Data managed or processed by a third party is subject to the same security requirements as information
which is directly held; a successful attack further down the supply chain would be a critical governance
issue for the client in just the same way as one that occurs closer to home – with the same financial and
reputational implications among the investors and clients who hold the company to account.
Any organisation with global offices, affiliates or partnerships must make itself acutely aware of supply
chain cyber risk. It should determine its level of exposure; identify the controls it can use for mitigation
and make sure these are embedded into supplier contracts. It should also investigate all aspects of its
suppliers’ procedures and operations, from how they store and secure their data; to how they train and
vet the employees who have access to it. Backups, encryption standards, audit trails, incident response
plans and business continuity contingencies are among the many factors that should be considered.
Furthermore, building in regular reviews of the supplier, including determining if overdependency on a
single supplier, is also key and should be balanced in accordance with the relative impact and criticality
of the service they are providing.
Building a universal security conscious culture
What all these examples have in common is the rapid change they are undergoing in terms of how
businesses use them to operate and work. Because of this, we have long understood the importance of
embedding these changes within our overall risk framework. As a growing global organisation, at RSM,
we consider cyber risk across our whole organisation and share best practice through working groups
and internal training events to ensure consistency in processes, systems and approach to security.
Those capabilities could be the technology we adopt, the ways in which our employees choose to work
or the integrity with which the suppliers who support our operations manage their own systems. They are
the things that are required to make an organisation successful.
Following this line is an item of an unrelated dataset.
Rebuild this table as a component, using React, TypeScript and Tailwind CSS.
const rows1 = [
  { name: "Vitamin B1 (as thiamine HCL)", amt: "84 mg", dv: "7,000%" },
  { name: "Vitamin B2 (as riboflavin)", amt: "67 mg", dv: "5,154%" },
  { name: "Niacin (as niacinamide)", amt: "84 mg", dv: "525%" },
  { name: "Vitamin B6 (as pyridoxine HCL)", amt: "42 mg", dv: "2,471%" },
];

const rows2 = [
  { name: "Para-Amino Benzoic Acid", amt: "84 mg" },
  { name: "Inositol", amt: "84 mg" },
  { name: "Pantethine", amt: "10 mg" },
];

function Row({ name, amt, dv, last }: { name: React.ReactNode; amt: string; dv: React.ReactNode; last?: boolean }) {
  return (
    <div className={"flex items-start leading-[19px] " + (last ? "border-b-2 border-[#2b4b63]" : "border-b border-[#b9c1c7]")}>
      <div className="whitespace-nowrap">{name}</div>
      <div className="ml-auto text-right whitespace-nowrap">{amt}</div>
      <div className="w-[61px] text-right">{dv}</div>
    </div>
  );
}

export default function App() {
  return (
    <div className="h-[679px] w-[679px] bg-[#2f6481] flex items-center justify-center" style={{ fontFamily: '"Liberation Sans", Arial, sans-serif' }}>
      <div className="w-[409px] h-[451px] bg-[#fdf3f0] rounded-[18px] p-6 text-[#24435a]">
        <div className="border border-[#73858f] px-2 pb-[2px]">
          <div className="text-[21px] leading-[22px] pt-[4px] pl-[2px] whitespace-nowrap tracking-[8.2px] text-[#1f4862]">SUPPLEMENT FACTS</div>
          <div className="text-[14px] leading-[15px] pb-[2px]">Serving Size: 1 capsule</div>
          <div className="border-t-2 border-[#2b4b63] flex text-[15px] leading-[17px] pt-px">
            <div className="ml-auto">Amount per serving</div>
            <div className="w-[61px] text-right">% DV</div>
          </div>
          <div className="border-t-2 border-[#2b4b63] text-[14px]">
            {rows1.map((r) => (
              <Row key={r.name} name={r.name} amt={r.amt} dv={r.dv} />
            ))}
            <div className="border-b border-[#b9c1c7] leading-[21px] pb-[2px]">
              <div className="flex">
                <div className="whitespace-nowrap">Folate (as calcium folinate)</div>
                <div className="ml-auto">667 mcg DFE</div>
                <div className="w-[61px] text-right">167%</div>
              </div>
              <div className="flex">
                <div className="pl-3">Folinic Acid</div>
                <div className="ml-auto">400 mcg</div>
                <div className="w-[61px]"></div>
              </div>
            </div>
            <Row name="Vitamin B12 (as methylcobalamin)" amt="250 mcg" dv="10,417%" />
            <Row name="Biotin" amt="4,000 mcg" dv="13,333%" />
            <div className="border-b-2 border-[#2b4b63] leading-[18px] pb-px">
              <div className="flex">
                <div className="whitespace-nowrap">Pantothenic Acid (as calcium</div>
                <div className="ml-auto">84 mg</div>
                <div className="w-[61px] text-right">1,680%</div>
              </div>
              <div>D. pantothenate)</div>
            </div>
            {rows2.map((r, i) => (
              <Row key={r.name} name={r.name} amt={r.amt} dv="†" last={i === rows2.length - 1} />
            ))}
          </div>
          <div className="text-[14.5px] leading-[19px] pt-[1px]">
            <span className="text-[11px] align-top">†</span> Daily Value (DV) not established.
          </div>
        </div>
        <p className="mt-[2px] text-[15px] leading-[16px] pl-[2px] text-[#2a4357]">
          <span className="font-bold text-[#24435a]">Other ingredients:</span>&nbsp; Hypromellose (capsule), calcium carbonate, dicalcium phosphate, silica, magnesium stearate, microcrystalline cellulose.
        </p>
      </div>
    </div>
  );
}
And they are also the areas where we
should be looking for risks so we can safeguard against them with robust systems, training, policies and
skills.
As a global organisation, RSM’s core objective is to bring our team of 51,000 professionals even closer
together and to support the provision of cross-border services to clients. While global policies and
procedures are fundamental to us working cohesively, true collaboration only comes when the collective
shares the same values and vision for the future, as well as best practice like robust cyber defence and
security protocols. This is a truly exciting part of my role as the Chief Information Security Officer for one
of the world’s largest networks of independent audit, tax and consulting firms.